WHAT YOU HAVE TO DO
Omit all images. Write out the rest of the material exactly.

::: INFORMATION PROVIDED :::

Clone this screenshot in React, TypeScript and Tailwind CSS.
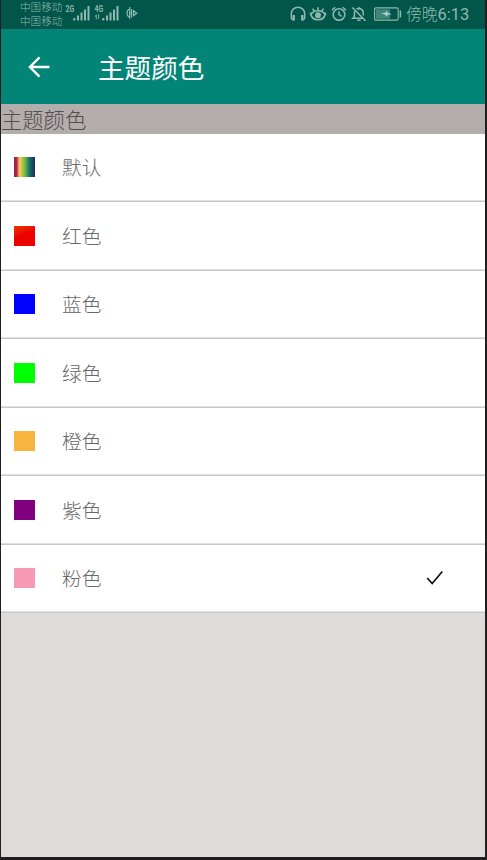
import React from "react";

const rows = [
  { label: "默认", swatch: "bg-[linear-gradient(90deg,#8c2347_0%,#b82a47_14%,#e8875c_20%,#e9d168_28%,#a9c43c_42%,#6fae3d_55%,#1d8568_68%,#14596a_82%,#1b2a50_100%)]" },
  { label: "红色", swatch: "bg-[linear-gradient(160deg,#e93a00_0%,#ee0000_45%,#ea0000_100%)]" },
  { label: "蓝色", swatch: "bg-[#0000ff]" },
  { label: "绿色", swatch: "bg-[#00ff00]" },
  { label: "橙色", swatch: "bg-[#f7b53f]" },
  { label: "紫色", swatch: "bg-[#800080]" },
  { label: "粉色", swatch: "bg-[#f699b4]", checked: true },
];

function Signal({ label, arrows }: { label: string; arrows?: boolean }) {
  return (
    <svg width="26" height="18" viewBox="0 0 26 18" fill="#8fb8b0" className="shrink-0">
      <text x="0.5" y="8" fontSize="8.5" fontWeight="700" textLength="8.5" lengthAdjust="spacingAndGlyphs" fontFamily="Roboto, sans-serif">
        {label}
      </text>
      {arrows && <path d="M0.5 12.5 2.7 10.2V15.5H1.8V12.5ZM4.2 10.2H5.1V15H4.2Z" />}
      <rect x="8.3" y="14" width="2" height="2.5" />
      <rect x="12" y="11.5" width="2" height="5" />
      <rect x="15.5" y="8.5" width="2" height="8" />
      <rect x="19" y="5.5" width="2" height="11" />
      <rect x="22.5" y="2" width="2" height="14.5" />
    </svg>
  );
}

function StatusBar() {
  return (
    <div className="flex h-[29px] shrink-0 items-start bg-[#015649] text-[#8fb8b0]">
      <div className="ml-[19px] w-[45px] whitespace-nowrap text-[10.6px] leading-[14px]">
        <div>中国移动</div>
        <div>中国移动</div>
      </div>
      <div className="flex pt-[4px]">
        <Signal label="2G" />
        <span className="w-[3px]" />
        <Signal label="4G" arrows />
      </div>
      <svg width="12" height="14" viewBox="0 0 12 14" className="ml-[6px] mt-[6px]" fill="none" stroke="#8fb8b0" strokeWidth="1.2">
        <path d="M3 3.2Q1 4 1 7Q1 10 3 11M3.7 1V13M5.6 3V11.5M3 7H5.6" />
        <path d="M7.6 4.8V9.6L10.8 7.2Z" />
      </svg>
      <div className="ml-auto flex h-[28px] items-center">
        <svg width="16" height="16" viewBox="0 0 16 16" fill="none" stroke="#8fb8b0" strokeWidth="1.5">
          <path d="M1.3 12V7.6A6.6 6.2 0 0 1 14.7 7.6V12Q14.5 13.8 12.5 14M1.3 12Q1.5 13.8 3.5 14" />
          <path d="M3.7 9V14.5M12.3 9V14.5" strokeWidth="2.4" />
        </svg>
        <svg width="18" height="16" viewBox="0 0 18 16" fill="none" stroke="#8fb8b0" strokeWidth="1.6" className="ml-[3px]">
          <path d="M1.4 6.6Q2.2 13.8 9 13.8Q15.8 13.8 16.6 6.6M1.8 8.6Q4.5 4.8 9 4.8Q13.5 4.8 16.2 8.6" />
          <circle cx="9" cy="9.2" r="3" fill="#8fb8b0" stroke="none" />
          <path d="M9 1.2V4.8M3.6 2.6 5.4 5.4M14.4 2.6 12.6 5.4" />
        </svg>
        <svg width="16" height="16" viewBox="0 0 16 16" fill="none" stroke="#8fb8b0" strokeWidth="1.5" className="ml-[4px]">
          <circle cx="8" cy="8.5" r="5.8" />
          <path d="M8 5.3V8.7L10.6 10.3M1 4.1 4.2 1.3M15 4.1 11.8 1.3" />
        </svg>
        <svg width="16" height="16" viewBox="0 0 16 16" fill="none" stroke="#8fb8b0" strokeWidth="1.5" className="ml-[4px]">
          <path d="M5.5 3.3Q6.4 2.5 8 2.5Q12.4 2.9 12.3 7.8V9.6M3.7 5.3Q3.4 6.3 3.4 8V10.5L1.8 12.3H11.6M8 2.5V1M6.4 14.3H9.6M1.3 1.5 14.5 14.7" />
        </svg>
        <svg width="28" height="14" viewBox="0 0 28 14" fill="none" className="ml-[7px]">
          <rect x=".6" y=".9" width="23.6" height="12.2" rx="1.2" stroke="#8fb8b0" strokeWidth="1.1" />
          <rect x="2" y="2.3" width="14" height="9.4" fill="#41867b" />
          <path d="M7 6.3 11.6 5.8 12.4 3.6 13.6 5.8 18 7.2 13.4 7.8 12.6 9.8 11.4 7.8Z" fill="#b5d6d0" />
          <path d="M26.4 3.5V10.5" stroke="#8fb8b0" strokeWidth="1.5" />
        </svg>
        <span className="ml-[4px] mr-[16px] w-[63px] whitespace-nowrap text-[15.8px] leading-[20px]">
          傍晚<span className="font-[Roboto] text-[16.4px] font-normal">6:13</span>
        </span>
      </div>
    </div>
  );
}

export default function App() {
  return (
    <div className="flex h-[860px] w-[487px] flex-col overflow-hidden border-b-[3px] border-l border-r-2 border-[#211e1f] bg-[#dfdbda] font-['Noto_Sans_CJK_SC','Noto_Sans',sans-serif] font-light">
      <StatusBar />
      <header className="flex h-[75px] shrink-0 items-center bg-[#028576] text-white">
        <svg width="22" height="22" viewBox="0 0 22 22" fill="none" stroke="white" strokeWidth="2.4" className="ml-[27px]">
          <path d="M21.5 11H2.5M11.5 1.3 1.9 11 11.5 20.7" />
        </svg>
        <h1 className="ml-[48px] text-[26.6px] font-normal leading-[40px]">主题颜色</h1>
      </header>
      <div className="h-[29.5px] shrink-0 overflow-hidden bg-[#b3adac] text-[21.3px] leading-[30px] text-[#524e4e]">主题颜色</div>
      <ul className="shrink-0">
        {rows.map((r) => (
          <li key={r.label} className="flex h-[68.5px] items-center border-b border-[#c9c8c8] bg-white shadow-[inset_0_-1px_0_#e2e1e1]">
            <span className={`ml-[13.4px] h-5 w-[20.6px] ${r.swatch}`} />
            <span className="ml-[27px] text-[19.7px] leading-[30px] text-[#686868]">{r.label}</span>
            {r.checked && (
              <svg width="18" height="16" viewBox="0 0 18 16" fill="none" stroke="#111" strokeWidth="1.7" className="ml-auto mr-[41px]">
                <path d="M1.2 8 6.2 13.5 16.3 1.5" />
              </svg>
            )}
          </li>
        ))}
      </ul>
    </div>
  );
}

:::

TASK OUTPUT
Clone this screenshot in React, TypeScript and Tailwind CSS.
import React from "react";

const rows = [
  { label: "默认", swatch: "bg-[linear-gradient(90deg,#8c2347_0%,#b82a47_14%,#e8875c_20%,#e9d168_28%,#a9c43c_42%,#6fae3d_55%,#1d8568_68%,#14596a_82%,#1b2a50_100%)]" },
  { label: "红色", swatch: "bg-[linear-gradient(160deg,#e93a00_0%,#ee0000_45%,#ea0000_100%)]" },
  { label: "蓝色", swatch: "bg-[#0000ff]" },
  { label: "绿色", swatch: "bg-[#00ff00]" },
  { label: "橙色", swatch: "bg-[#f7b53f]" },
  { label: "紫色", swatch: "bg-[#800080]" },
  { label: "粉色", swatch: "bg-[#f699b4]", checked: true },
];

function Signal({ label, arrows }: { label: string; arrows?: boolean }) {
  return (
    <svg width="26" height="18" viewBox="0 0 26 18" fill="#8fb8b0" className="shrink-0">
      <text x="0.5" y="8" fontSize="8.5" fontWeight="700" textLength="8.5" lengthAdjust="spacingAndGlyphs" fontFamily="Roboto, sans-serif">
        {label}
      </text>
      {arrows && <path d="M0.5 12.5 2.7 10.2V15.5H1.8V12.5ZM4.2 10.2H5.1V15H4.2Z" />}
      <rect x="8.3" y="14" width="2" height="2.5" />
      <rect x="12" y="11.5" width="2" height="5" />
      <rect x="15.5" y="8.5" width="2" height="8" />
      <rect x="19" y="5.5" width="2" height="11" />
      <rect x="22.5" y="2" width="2" height="14.5" />
    </svg>
  );
}

function StatusBar() {
  return (
    <div className="flex h-[29px] shrink-0 items-start bg-[#015649] text-[#8fb8b0]">
      <div className="ml-[19px] w-[45px] whitespace-nowrap text-[10.6px] leading-[14px]">
        <div>中国移动</div>
        <div>中国移动</div>
      </div>
      <div className="flex pt-[4px]">
        <Signal label="2G" />
        <span className="w-[3px]" />
        <Signal label="4G" arrows />
      </div>
      <svg width="12" height="14" viewBox="0 0 12 14" className="ml-[6px] mt-[6px]" fill="none" stroke="#8fb8b0" strokeWidth="1.2">
        <path d="M3 3.2Q1 4 1 7Q1 10 3 11M3.7 1V13M5.6 3V11.5M3 7H5.6" />
        <path d="M7.6 4.8V9.6L10.8 7.2Z" />
      </svg>
      <div className="ml-auto flex h-[28px] items-center">
        <svg width="16" height="16" viewBox="0 0 16 16" fill="none" stroke="#8fb8b0" strokeWidth="1.5">
          <path d="M1.3 12V7.6A6.6 6.2 0 0 1 14.7 7.6V12Q14.5 13.8 12.5 14M1.3 12Q1.5 13.8 3.5 14" />
          <path d="M3.7 9V14.5M12.3 9V14.5" strokeWidth="2.4" />
        </svg>
        <svg width="18" height="16" viewBox="0 0 18 16" fill="none" stroke="#8fb8b0" strokeWidth="1.6" className="ml-[3px]">
          <path d="M1.4 6.6Q2.2 13.8 9 13.8Q15.8 13.8 16.6 6.6M1.8 8.6Q4.5 4.8 9 4.8Q13.5 4.8 16.2 8.6" />
          <circle cx="9" cy="9.2" r="3" fill="#8fb8b0" stroke="none" />
          <path d="M9 1.2V4.8M3.6 2.6 5.4 5.4M14.4 2.6 12.6 5.4" />
        </svg>
        <svg width="16" height="16" viewBox="0 0 16 16" fill="none" stroke="#8fb8b0" strokeWidth="1.5" className="ml-[4px]">
          <circle cx="8" cy="8.5" r="5.8" />
          <path d="M8 5.3V8.7L10.6 10.3M1 4.1 4.2 1.3M15 4.1 11.8 1.3" />
        </svg>
        <svg width="16" height="16" viewBox="0 0 16 16" fill="none" stroke="#8fb8b0" strokeWidth="1.5" className="ml-[4px]">
          <path d="M5.5 3.3Q6.4 2.5 8 2.5Q12.4 2.9 12.3 7.8V9.6M3.7 5.3Q3.4 6.3 3.4 8V10.5L1.8 12.3H11.6M8 2.5V1M6.4 14.3H9.6M1.3 1.5 14.5 14.7" />
        </svg>
        <svg width="28" height="14" viewBox="0 0 28 14" fill="none" className="ml-[7px]">
          <rect x=".6" y=".9" width="23.6" height="12.2" rx="1.2" stroke="#8fb8b0" strokeWidth="1.1" />
          <rect x="2" y="2.3" width="14" height="9.4" fill="#41867b" />
          <path d="M7 6.3 11.6 5.8 12.4 3.6 13.6 5.8 18 7.2 13.4 7.8 12.6 9.8 11.4 7.8Z" fill="#b5d6d0" />
          <path d="M26.4 3.5V10.5" stroke="#8fb8b0" strokeWidth="1.5" />
        </svg>
        <span className="ml-[4px] mr-[16px] w-[63px] whitespace-nowrap text-[15.8px] leading-[20px]">
          傍晚<span className="font-[Roboto] text-[16.4px] font-normal">6:13</span>
        </span>
      </div>
    </div>
  );
}

export default function App() {
  return (
    <div className="flex h-[860px] w-[487px] flex-col overflow-hidden border-b-[3px] border-l border-r-2 border-[#211e1f] bg-[#dfdbda] font-['Noto_Sans_CJK_SC','Noto_Sans',sans-serif] font-light">
      <StatusBar />
      <header className="flex h-[75px] shrink-0 items-center bg-[#028576] text-white">
        <svg width="22" height="22" viewBox="0 0 22 22" fill="none" stroke="white" strokeWidth="2.4" className="ml-[27px]">
          <path d="M21.5 11H2.5M11.5 1.3 1.9 11 11.5 20.7" />
        </svg>
        <h1 className="ml-[48px] text-[26.6px] font-normal leading-[40px]">主题颜色</h1>
      </header>
      <div className="h-[29.5px] shrink-0 overflow-hidden bg-[#b3adac] text-[21.3px] leading-[30px] text-[#524e4e]">主题颜色</div>
      <ul className="shrink-0">
        {rows.map((r) => (
          <li key={r.label} className="flex h-[68.5px] items-center border-b border-[#c9c8c8] bg-white shadow-[inset_0_-1px_0_#e2e1e1]">
            <span className={`ml-[13.4px] h-5 w-[20.6px] ${r.swatch}`} />
            <span className="ml-[27px] text-[19.7px] leading-[30px] text-[#686868]">{r.label}</span>
            {r.checked && (
              <svg width="18" height="16" viewBox="0 0 18 16" fill="none" stroke="#111" strokeWidth="1.7" className="ml-auto mr-[41px]">
                <path d="M1.2 8 6.2 13.5 16.3 1.5" />
              </svg>
            )}
          </li>
        ))}
      </ul>
    </div>
  );
}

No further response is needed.